Preferred Stock - Liquidation Preference (Balance Sheet Disclosure, Not Journal Entry)
Disclosing and calculating the aggregate liquidation preference of all outstanding preferred stock series — the amount preferred holders are entitled to receive before any proceeds go to common stockholders in a liquidation or M&A exit.
| Account Name | Type | Debit ($) | Credit ($) |
|---|---|---|---|
| Series A Preferred - Liquidation Preference (1x, $0.975/share × 7.69M shares = $7.5M) | Disclosure Memo | 7,500,000.00 | - |
| Series B Preferred - Liquidation Preference (1x, $2.00/share × 5M shares = $10M) | Disclosure Memo | 10,000,000.00 | - |
| Total Aggregate Liquidation Preference (Before Common Participates) | Disclosure Total | 17,500,000.00 | - |
💡 Accountant's Note
The liquidation preference is not a journal entry — it is a critical disclosure in the footnotes and must be tracked on the cap table. In a sale or liquidation, preferred stockholders receive their liquidation preference first before common stockholders receive anything. For a non-participating preferred: after preferred gets their 1x back, common gets everything remaining. For a participating preferred (aggressive VC term): preferred gets their 1x PLUS participates pro-rata in remaining proceeds alongside common — effectively getting 'double dip.' The aggregate liquidation preference determines how much of an acquisition price must be paid before founders and employees (who hold common) see any proceeds. A $17.5M total preference means the company must sell for >$17.5M before common holders receive anything.

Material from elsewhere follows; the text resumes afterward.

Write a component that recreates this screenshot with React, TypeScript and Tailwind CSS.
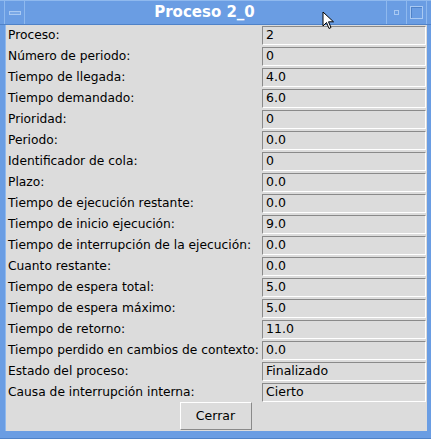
import React from "react";

const rows: [string, string][] = [
  ["Proceso:", "2"],
  ["Número de periodo:", "0"],
  ["Tiempo de llegada:", "4.0"],
  ["Tiempo demandado:", "6.0"],
  ["Prioridad:", "0"],
  ["Periodo:", "0.0"],
  ["Identificador de cola:", "0"],
  ["Plazo:", "0.0"],
  ["Tiempo de ejecución restante:", "0.0"],
  ["Tiempo de inicio ejecución:", "9.0"],
  ["Tiempo de interrupción de la ejecución:", "0.0"],
  ["Cuanto restante:", "0.0"],
  ["Tiempo de espera total:", "5.0"],
  ["Tiempo de espera máximo:", "5.0"],
  ["Tiempo de retorno:", "11.0"],
  ["Tiempo perdido en cambios de contexto:", "0.0"],
  ["Estado del proceso:", "Finalizado"],
  ["Causa de interrupción interna:", "Cierto"],
];

export default function App() {
  return (
    <div className="relative w-[431px] h-[439px] bg-[#6a9de3] flex flex-col font-['DejaVu_Sans',sans-serif] overflow-hidden">
      {/* Title bar */}
      <div className="h-[25px] flex items-stretch border-t border-[#8fb9ee] border-b border-b-[#4f82c8]">
        <div className="w-[5px] border-r border-[#8fb9ee]" />
        <div className="w-[20px] border-r border-[#8fb9ee] flex items-center justify-center">
          <div className="w-[12px] h-[4px] border border-[#a9c9f2] bg-[#7aa8e6]" />
        </div>
        <div className="flex-1 flex items-center justify-center text-white font-bold text-[15px] pr-[2px]">
          Proceso 2_0
        </div>
        <div className="w-[20px] border-l border-[#8fb9ee] flex items-center justify-center">
          <div className="w-[5px] h-[5px] border border-[#a9c9f2]" />
        </div>
        <div className="w-[20px] border-l border-[#8fb9ee] flex items-center justify-center">
          <div className="w-[13px] h-[13px] border border-[#a9c9f2] shadow-[inset_1px_1px_0_#4f82c8]" />
        </div>
        <div className="w-[5px] border-l border-[#8fb9ee]" />
      </div>
      {/* Body */}
      <div className="flex-1 flex pl-[5px] pr-[4px] pb-[7px] border-b border-[#4f82c8]">
        <div className="flex-1 bg-[#dcdcdc] flex flex-col pt-[1px] border-l border-[#8fb9ee]">
          <div className="flex flex-col gap-[2px]">
            {rows.map(([l, v]) => (
              <div key={l} className="flex h-[19px] items-center">
                <div className="w-[256px] pl-[2px] text-[12.25px] text-black leading-none whitespace-nowrap">{l}</div>
                <div className="flex-1 mr-[1px] h-[19px] border border-t-[#8a8a8a] border-l-[#8a8a8a] border-b-white border-r-white bg-[#dcdcdc] flex items-center pl-[3px] text-[12.5px] text-black leading-none">
                  {v}
                </div>
              </div>
            ))}
          </div>
          <div className="flex-1 flex justify-center items-end">
            <button className="w-[72px] h-[28px] mb-[1px] mr-[2px] border border-t-white border-l-white border-b-[#8a8a8a] border-r-[#8a8a8a] bg-[#dcdcdc] text-[12.5px] text-black">
              Cerrar
            </button>
          </div>
        </div>
      </div>
      {/* Mouse cursor */}
      <svg className="absolute left-[322px] top-[11px]" width="13" height="20" viewBox="0 0 13 20">
        <path d="M1 1 L1 15 L4.5 11.5 L7 17.5 L9 16.5 L6.5 10.8 L11.5 10.8 Z" fill="white" stroke="black" strokeWidth="1" strokeLinejoin="miter" />
      </svg>
    </div>
  );
}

Practitioner & Systems Framework
💻 ERP Architecture
Cap table software (Carta, Pulley) calculates and displays the liquidation waterfall automatically — showing the proceeds distribution to each share class at any given exit price. Founders should model this constantly. For financial reporting, ASC 505 requires disclosure of the aggregate liquidation preference of preferred stock. If preferred stock is in mezzanine (not permanent equity), it must be carried at its redemption value (for mandatorily redeemable) or at the greater of carrying value or redemption value.
⚠️ Audit Flags
Auditors confirm the liquidation preference balance against the certificate of incorporation (rights and preferences for each series). Cumulative undeclared preferred dividends (if the preferred has a cumulative dividend feature) must be added to the liquidation preference for the total amount owed before common participates. EPS calculation (if applicable) uses the two-class method — allocating earnings between common and preferred based on participation rights.
📄 Required Documentation
Certificate of incorporation (all series preferred rights and preferences), cap table showing shares outstanding by series, liquidation preference calculation by series, participating vs. non-participating classification, cumulative dividend tracking (if applicable).